統一潛在表徵(UL):如何訓練你的潛在空間
Unified Latents (UL): How to train your latents
February 19, 2026
作者: Jonathan Heek, Emiel Hoogeboom, Thomas Mensink, Tim Salimans
cs.AI
摘要
我們提出統一潛在表徵框架(UL),這是一種通過擴散先驗聯合正則化並由擴散模型解碼的潛在表徵學習方法。通過將編碼器輸出噪聲與先驗的最小噪聲級別相連結,我們得到了一個能為潛在位元率提供緊緻上界的簡潔訓練目標。在ImageNet-512數據集上,我們的方法實現了1.4的競爭性FID分數,並在保持高重建質量(PSNR)的同時,所需訓練FLOPs少於基於Stable Diffusion潛在空間訓練的模型。
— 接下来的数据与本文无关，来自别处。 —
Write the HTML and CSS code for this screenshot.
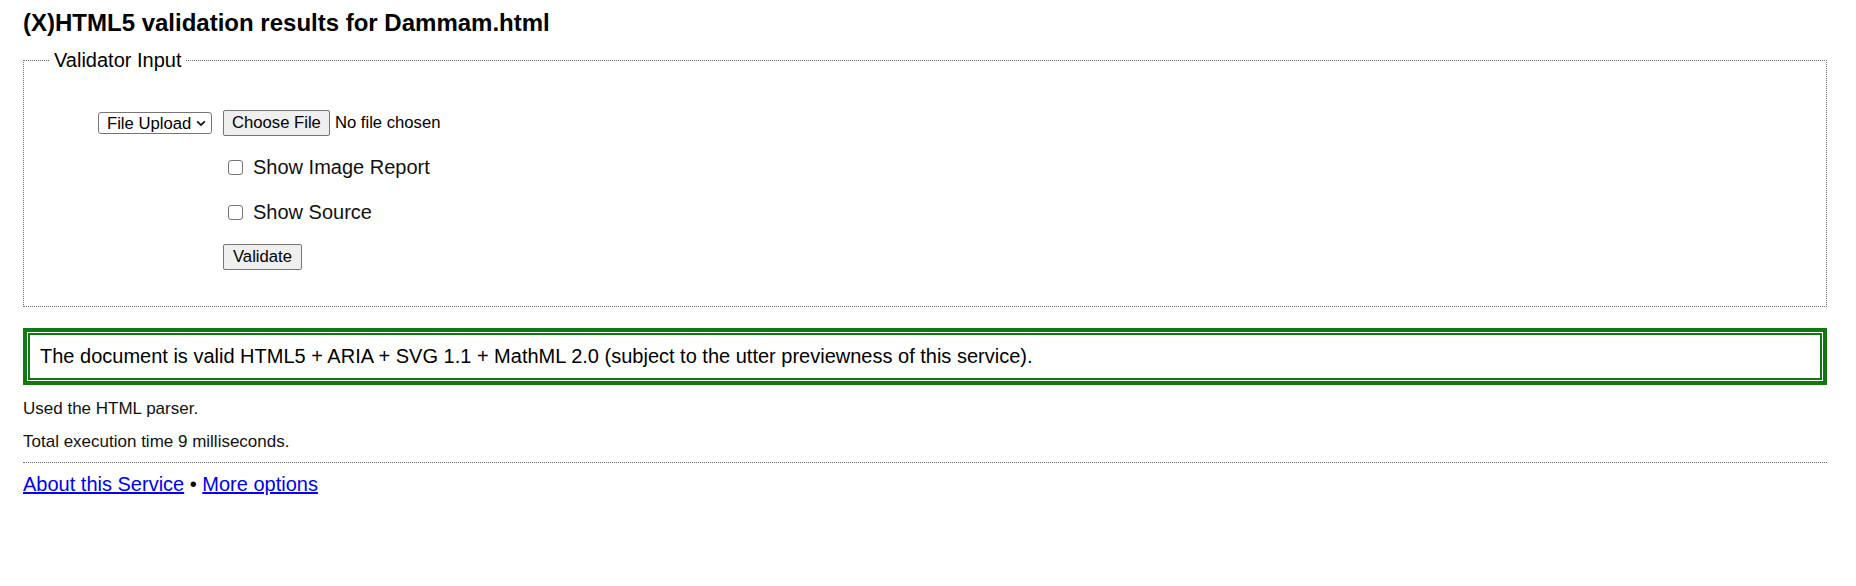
FILE: index.html
```html
<!DOCTYPE html>
<html lang="en">
<head>
<meta charset="utf-8">
<title>(X)HTML5 validation results for Dammam.html</title>
<link rel="stylesheet" href="styles.css">
</head>
<body>
<h1 class="title">(X)HTML5 validation results for Dammam.html</h1>
<form class="input-form">
  <fieldset class="fs">
    <legend class="fs-legend">Validator Input</legend>
    <div class="form-grid">
      <div class="cell-select">
        <span class="select">File Upload<svg class="chev" width="10" height="7" viewBox="0 0 10 7"><path d="M1.2 1.3 5 5.1 8.8 1.3" fill="none" stroke="#111" stroke-width="1.8"/></svg></span>
      </div>
      <div class="cell-file">
        <span class="btn">Choose File</span><span class="nofile">No file chosen</span>
      </div>
      <div class="cell-empty"></div>
      <label class="check"><span class="box"></span>Show Image Report</label>
      <div class="cell-empty"></div>
      <label class="check"><span class="box"></span>Show Source</label>
      <div class="cell-empty"></div>
      <div class="cell-btn"><span class="btn btn-validate">Validate</span></div>
    </div>
  </fieldset>
</form>
<div class="success">The document is valid HTML5 + ARIA + SVG 1.1 + MathML 2.0 (subject to the utter previewness of this service).</div>
<p class="info info-first">Used the HTML parser.</p>
<p class="info">Total execution time 9 milliseconds.</p>
<hr class="sep">
<p class="links"><a href="#">About this Service</a> • <a href="#">More options</a></p>
</body>
</html>
```
FILE: styles.css
```css
html, body {
  background: #fff;
}
body {
  margin: 0;
  padding: 9px 29px 0 23px;
  font-family: "Liberation Sans", Arial, sans-serif;
  color: #000;
}
.title {
  margin: 0;
  font-size: 24px;
  line-height: 27px;
  font-weight: bold;
}
.input-form {
  margin: 13px 0 0;
}
.fs {
  margin: 0;
  border: 1px dotted #6f6f6f;
  padding: 38px 0 36px 26px;
  min-width: 0;
}
.fs-legend {
  padding: 0 4px;
  font-size: 20px;
  line-height: 23px;
}
.form-grid {
  display: grid;
  grid-template-columns: 173px 1fr;
  grid-template-rows: 26px 27px 27px 26px;
  row-gap: 18px;
  align-items: center;
  font-size: 16.67px;
}
.cell-select {
  padding-left: 48px;
  display: flex;
  align-items: center;
}
.select {
  box-sizing: border-box;
  width: 114px;
  height: 22px;
  border: 1px solid #767676;
  border-radius: 3px;
  background: #fff;
  padding: 0 5px 0 8px;
  display: flex;
  align-items: center;
  justify-content: space-between;
  font-size: 16.67px;
  line-height: 19px;
}
.chev {
  display: block;
}
.cell-file, .cell-btn {
  display: flex;
  align-items: center;
}
.btn {
  box-sizing: border-box;
  height: 26px;
  padding: 0 8px;
  border: 1px solid #767676;
  border-radius: 2px;
  background: #efefef;
  display: inline-flex;
  align-items: center;
  font-size: 16.67px;
  color: #000;
}
.btn-validate {
  padding: 0 9px;
}
.nofile {
  margin-left: 5px;
}
.check {
  display: flex;
  align-items: center;
  font-size: 20px;
  line-height: 23px;
  color: #111;
}
.box {
  box-sizing: border-box;
  width: 15px;
  height: 15px;
  border: 1px solid #767676;
  border-radius: 3px;
  background: #fff;
  margin: 0 10px 0 5px;
}
.success {
  margin-top: 21px;
  border: 4px solid #127812;
  box-shadow: inset 0 0 0 1px #fff, inset 0 0 0 3px #127812;
  padding: 13px 13px;
  font-size: 20px;
  line-height: 23px;
}
.info {
  margin: 14px 0 0;
  font-size: 17px;
  line-height: 19px;
  color: #111;
}
.info-first {
  margin-top: 14px;
}
.sep {
  margin: 11px 0 0;
  border: 0;
  border-top: 1px dotted #6f6f6f;
  height: 0;
}
.links {
  margin: 10px 0 0;
  font-size: 20px;
  line-height: 23px;
}
.links a {
  color: #0000ee;
  text-decoration: underline;
}
```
在Kinetics-600數據集上,我們以1.3的FVD分數刷新了當前最佳性能紀錄。
English
We present Unified Latents (UL), a framework for learning latent representations that are jointly regularized by a diffusion prior and decoded by a diffusion model. By linking the encoder's output noise to the prior's minimum noise level, we obtain a simple training objective that provides a tight upper bound on the latent bitrate. On ImageNet-512, our approach achieves competitive FID of 1.4, with high reconstruction quality (PSNR) while requiring fewer training FLOPs than models trained on Stable Diffusion latents. On Kinetics-600, we set a new state-of-the-art FVD of 1.3.